The findings indicated that a clear majority of those who responded in Northern Ireland and the Republic believe the UK should not proceed with Brexit if it means a hard border.
In Northern Ireland, 61% of respondents answered no to a question about whether the UK should proceed with Brexit in the event of a deal including a hard border.
Just over a third (36%) here supported Brexit going forward even in the event of a hard border, while 3% were undecided.
In the Republic, the balance was even more decisively set against leaving in the event of a hard border, with some 83% saying they would oppose going forward with leaving the EU in this scenario.
Just one in 10 said the process should carry on even in the event of a hard border.
However, 7% of respondents in the south were undecided.

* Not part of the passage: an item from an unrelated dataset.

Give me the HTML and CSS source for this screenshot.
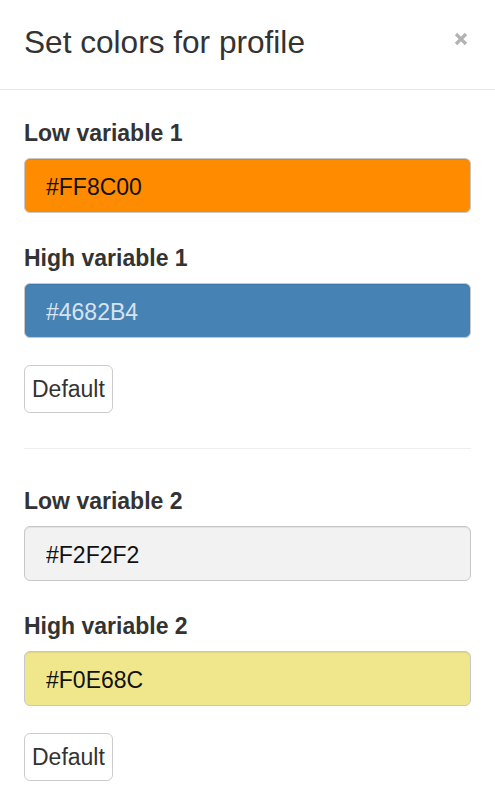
FILE: index.html
```html
<!DOCTYPE html>
<html lang="en">
<head>
<meta charset="utf-8">
<title>Set colors for profile</title>
<link rel="stylesheet" href="styles.css">
</head>
<body>
<div class="modal">
  <div class="modal-header">
    <h4 class="modal-title">Set colors for profile</h4>
    <button class="close" type="button" aria-label="Close">
      <svg width="14" height="14" viewBox="0 0 14 14"><path d="M2 2 L12 12 M12 2 L2 12" stroke="currentColor" stroke-width="3.2" stroke-linecap="butt" fill="none"/></svg>
    </button>
  </div>
  <div class="modal-body">
    <div class="form-group">
      <label class="control-label">Low variable 1</label>
      <input class="form-control c-orange" type="text" value="#FF8C00">
    </div>
    <div class="form-group last">
      <label class="control-label">High variable 1</label>
      <input class="form-control c-blue" type="text" value="#4682B4">
    </div>
    <button class="btn" type="button">Default</button>
    <hr class="divider">
    <div class="form-group">
      <label class="control-label">Low variable 2</label>
      <input class="form-control c-grey" type="text" value="#F2F2F2">
    </div>
    <div class="form-group last">
      <label class="control-label">High variable 2</label>
      <input class="form-control c-yellow" type="text" value="#F0E68C">
    </div>
    <button class="btn" type="button">Default</button>
  </div>
</div>
</body>
</html>
```

FILE: styles.css
```css
* { box-sizing: border-box; }
html, body {
  margin: 0;
  padding: 0;
  background: #fff;
}
body {
  font-family: "Liberation Sans", Arial, Helvetica, sans-serif;
  color: #333;
}
.modal {
  width: 495px;
}
.modal-header {
  display: flex;
  justify-content: space-between;
  align-items: flex-start;
  padding: 22px 24px 26px 24px;
  border-bottom: 1px solid #e5e5e5;
}
.modal-title {
  margin: 0;
  font-size: 31.6px;
  line-height: 41px;
  font-weight: normal;
  color: #333;
}
.close {
  margin: 10px 3px 0 0;
  padding: 0;
  border: 0;
  background: transparent;
  color: #b3b3b3;
  width: 14px;
  height: 14px;
  display: flex;
}
.modal-body {
  padding: 27px 24px 24px 24px;
}
.form-group {
  display: flex;
  flex-direction: column;
  margin-bottom: 29px;
}
.form-group.last {
  margin-bottom: 27px;
}
.control-label {
  font-size: 23px;
  line-height: 32px;
  font-weight: bold;
  color: #333;
  margin-bottom: 9px;
}
.form-control {
  display: block;
  width: 100%;
  height: 55px;
  margin: 0;
  padding: 3px 21px 0 21px;
  font-family: "Liberation Sans", Arial, Helvetica, sans-serif;
  font-size: 23px;
  line-height: 50px;
  color: #111;
  border: 1px solid #c8c8c8;
  border-radius: 6px;
  box-shadow: inset 0 1px 1px rgba(0, 0, 0, 0.075);
  outline: none;
}
.c-orange { background: #FF8C00; }
.c-blue { background: #4682B4; color: #d9e3ee; }
.c-grey { background: #F2F2F2; }
.c-yellow { background: #F0E68C; }
.btn {
  display: inline-block;
  margin: 0;
  padding: 7px 7px;
  font-family: "Liberation Sans", Arial, Helvetica, sans-serif;
  font-size: 23px;
  line-height: 32px;
  color: #333;
  background: #fff;
  border: 1px solid #ccc;
  border-radius: 6px;
}
.divider {
  margin: 35px 0 36px 0;
  border: 0;
  border-top: 1px solid #eee;
  height: 0;
}
```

Meanwhile, some 62% of respondents in Northern Ireland said they believe Brexit makes a united Ireland a more likely possibility – a view shared by just over a third (35%) of respondents in the Republic.
But 11% of respondents here believed it made a united Ireland less likely, with nearly a quarter (24%) saying it wouldn’t make a difference and 3% saying they didn’t know.
In the Republic, nearly a third (32%) said they felt Brexit would make a united Ireland less likely, while 22% said Brexit would not make it more or less likely, and 11% said they didn’t know.
The statistics also gave an insight into people’s perceptions of how Brexit would affect their own financial situation.
Over half (55%) of respondents in Northern Ireland said they feared they would be worse off, with 9% saying they felt they would be better off and 7% saying they didn’t know.
In addition, 29% responded by saying they thought Brexit would make no difference to their finances.
In the Republic of Ireland, just over a third (34%) of respondents believed they’d be worse off due to Brexit, with 2% believing they’d be better off and 44% saying it would make no difference.
But a fifth (20%) of respondents in the Republic were unsure how Brexit would affect their financial situation.
The survey also dealt with attitudes towards holding a second Brexit referendum.
In Northern Ireland, the survey showed that in the event of a UK and EU deal on the terms of Brexit, 58% of respondents believed there should be a second referendum.
In contrast, 38% of people said there should not be a second Brexit referendum in these circumstances, while 4% were undecided.
However, in the Republic, over three quarters (77%) of people felt a second referendum would be needed in this case, with just 14% saying no and 9% undecided.